Holm turns 39 in two weeks and her attitude is admirable to say the least. She continued to connect with nicely-timed straight lefts and that movement was causing problems aplenty.
A sliver of encouragement from Aldana? Quickly shut down. She started well in R3 and began landing more frequently in the first minute or so, but Holm produced a timely takedown.
After smothering her on the ground and getting into a mount position, she landed some good ground and pound strikes as Aldana was suddenly in trouble.
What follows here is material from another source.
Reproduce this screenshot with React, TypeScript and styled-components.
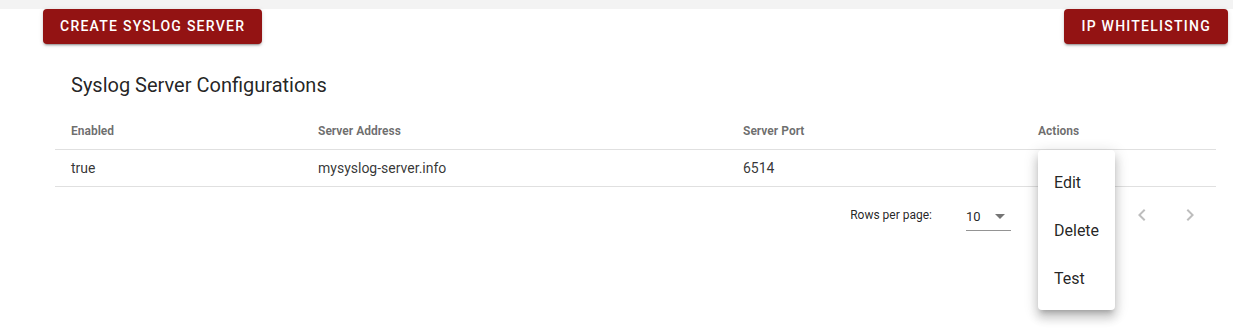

Irene did well to recover but continued absorbing strikes, whether they were head kicks or otherwise, as her forward pressure was only inviting more punishment.
Failing to cut the Octagon off nor limit Holm’s movement was detrimental to Aldana’s dwindling chances of victory, as the minutes ticked on and Holly continued striking with increasing venom.
She was targeting a stoppage win and probably would have got one during the final minutes in R5 – landing a beautiful head kick as Aldana was sluggish to get back up after another takedown.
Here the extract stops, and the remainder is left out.